Having seen how powerful governments and environmental groups have at times trampled the rights of locals and indigenous groups, Ostrom was concerned. “I hope in our negotiations that … we are very, very careful to be sure that the rights of indigenous people and local owners that have not been recognized in the past are recognized, protected, and that they’re given a chance to get technical advice,” she said at COP15.

At the time, REDD policies were still being negotiated, and since the Warsaw framework for REDD+ was passed in November 2013, such projects have started around the world. But Ostrom’s research suggests that if REDD+ policies are merely designed by top-level authorities, without involvement of the local people who use the forests, the policies will fail to create the trust necessary for sustainable community-managed forests, and could instead lead to forest degradation and loss.

Ostrom had strong views on REDD, but according to her colleagues she was not anti-market, despite what some detractors have claimed. Neither is she anti-state, although her work has been both praised and criticized by people of varying political bents.

“Lin’s work has been misunderstood and misrepresented by advocates on both the left and the right,” explains McGinnis. “I vividly recall one day shortly after she received the Nobel when she came down from her office really frustrated because she had just completed two phone interviews. In one the reporter asked her why she was so vehemently anti-market, and in the very next interview she was asked why she was so vehemently anti-state. Her findings never fit neatly within the dominant left-right political discourse in the U.S., and she was very comfortable with that lack of fit.”

The Test of Time

Since they were first published in 1990, Ostrom’s design principles have stood the test of time. “Pretty much all [the design principles] have some degree of support,” says IU Anthropology professor Catherine Tucker, and also a Workshop member. “Some are harder to examine because they’re harder to find in the modern world, such as the lack of state intervention.
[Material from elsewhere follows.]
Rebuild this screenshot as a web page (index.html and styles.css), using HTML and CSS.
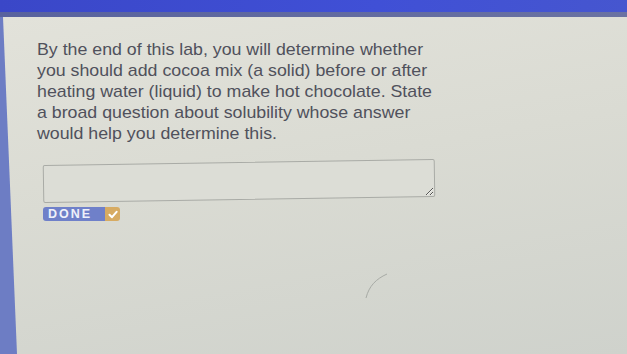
FILE: index.html
```html
<!DOCTYPE html>
<html lang="en">
<head>
    <meta charset="UTF-8">
    <meta name="viewport" content="width=device-width, initial-scale=1.0">
    <title>Lab Question</title>
    <link rel="stylesheet" href="styles.css">
</head>
<body>

    <div class="topbar"></div>
    <div class="shade"></div>

    <div class="sheet">
        <p class="prompt">
            By the end of this lab, you will determine whether<br>
            you should add cocoa mix (a solid) before or after<br>
            heating water (liquid) to make hot chocolate. State<br>
            a broad question about solubility whose answer<br>
            would help you determine this.
        </p>

        <textarea class="answer"></textarea>

        <button class="done">
            <span class="label">DONE</span>
            <span class="tick">
                <svg width="10" height="9" viewBox="0 0 10 9">
                    <path d="M1.5 4.8 L4 7.2 L8.6 1.8" fill="none" stroke="#fff" stroke-width="2" stroke-linecap="round" stroke-linejoin="round"/>
                </svg>
            </span>
        </button>

        <svg class="scratch" width="30" height="30" viewBox="0 0 30 30">
            <path d="M26 3 C 15 8, 8 15, 5 27" fill="none" stroke="#8a8e8a" stroke-width="1"/>
        </svg>
    </div>

</body>
</html>
```

FILE: styles.css
```css
html, body {
    margin: 0;
    padding: 0;
    height: 100%;
}

body {
    background: #6d7dc4;
    font-family: "Liberation Sans", Arial, sans-serif;
    display: flex;
    flex-direction: column;
    overflow: hidden;
}

.topbar {
    height: 12px;
    background: linear-gradient(90deg, #3a47c8, #4050d6 60%, #4656cf);
}

.shade {
    height: 5px;
    background: linear-gradient(90deg, #58629e, #6a72a2);
}

.sheet {
    flex: 1;
    background: linear-gradient(170deg, #e2e2da 0%, #dadbd3 45%, #cfd2cc 100%);
    clip-path: polygon(3px 0, 100% 0, 100% 100%, 17px 100%);
    padding: 22px 0 0 37px;
}

.prompt {
    margin: 0;
    width: 400px;
    white-space: nowrap;
    font-size: 17px;
    line-height: 21px;
    color: #50515c;
    transform: scaleX(1.045);
    transform-origin: left top;
}

.answer {
    display: block;
    box-sizing: border-box;
    width: 392px;
    height: 38px;
    margin: 18px 0 0 6px;
    border: 1px solid #a9aba6;
    border-radius: 2px;
    background: #dcddd6;
    resize: vertical;
    transform: rotate(-0.9deg);
}

.done {
    display: flex;
    margin: 7px 0 0 6px;
    padding: 0;
    border: 0;
    background: none;
    height: 14px;
    border-radius: 3px;
    overflow: hidden;
}

.label {
    background: #6f80c9;
    color: #eef0fa;
    font-weight: bold;
    font-size: 12.5px;
    line-height: 14px;
    letter-spacing: 2px;
    padding: 0 0 0 5px;
    width: 57px;
    text-align: left;
}

.tick {
    width: 15px;
    background: #d7ab62;
    display: flex;
    align-items: center;
    justify-content: center;
}

.scratch {
    display: block;
    margin: 50px 0 0 324px;
    opacity: 0.6;
}
```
The freedom to design institutions without interference from the state – that’s one that’s problematic [to test].”

Too often, though, top-down governments interfere with the solutions locals have crafted, as happens when governments evict indigenous people from their homelands, or government corruption wreaks havoc on local projects. Local projects can succeed even if higher governments are not supporting them, so long as they do not interfere.

One design principle with very strong empirical support is having locals monitor the use of a resource. “In sustainable forests around the world, the users are the active monitors of the level of harvest occurring in the forests,” Ostrom explained in her Nobel lecture. But the effectiveness of the monitoring depends on who does it. “Users monitoring forests is more [effective] than when government does it.” Also, as Ostrom saw in Nepal, resource users sanction others, but in a graduated way for repeat offenses. Draconian punishment for first-time infractions ends up causing mistrust and resentment, leading to less willingness to cooperate, she found.

Having outlined her big-picture design principles, Ostrom also identified the factors influencing whether people will cooperate and trust. “Field and lab experiments found that communication among participants, the reputation of participants being known, high marginal return, a longer time horizon so if [people] cooperate [they] really have a chance of gaining the benefits over time, [and] an agreed upon sanctioning mechanism,” as well as entry and exit capability (the ability of resource users to begin or end their participation), “are the factors that we repeatedly find have a strong impact on levels of cooperation.”

Eye to the Future

“A lot of people are now waiting for international negotiations to solve [the climate crisis],” she said, responding to a journalist’s question about the implications of her work in a recorded interview after the Nobel announcement. “That’s again this presumption that there are public officials who are genius and the rest of us are not. It is going to be important that there is an international agreement, but we can be taking steps at family level, community level, regional level, provincial, state, national, and there are many steps that have already been taken that are not going to solve it themselves but cumulatively can make a big difference.”

For example, even without federal emissions-reductions targets, at least 30 U.S. states have developed climate action plans and more than 1,000 cities have signed the U.S. Mayors Climate Protection Agreement. Individuals, communities, and groups can also take action.

Ostrom’s stance hails from her discovery that “polycentric” governance is the most effective way to govern – a concept first developed by Vincent in the 1960s. Polycentricity refers to having multiple levels of governance in place; for example, local people solve dilemmas while interacting in a cooperative manner with laws and regulations at regional, national and sometimes international levels. In an article written in the days leading up to the 2012 UN Rio 20+ Summit and published on the date of her death, Ostrom wrote, “Inaction in Rio would be disastrous, but a single international agreement would be a grave mistake… Decades of research demonstrate that a variety of overlapping policies at city, subnational, national, and international levels is more likely to succeed than are single, overarching binding agreements.”

Academics continue Ostrom’s research, but whether her findings get incorporated into policy in time to solve some of the world’s pressing issues remains to be seen. The morning Ostrom died, IU President Michael A. McRobbie called her “an irreplaceable and magnificent treasure,” and George Mason University professor of Economics and Philosophy Pete Boettke posted a fitting tribute to her legacy for the scholars who have studied under her, alongside her, and who continue the research she began. “Lin leaves behind a tremendous intellectual legacy,” Boettke wrote. “We have much work to do, and we will honor her by getting on with that task…Think about how much can be accomplished when the very best of us exhibit such traits and set the example for all the rest of us to strive to emulate.”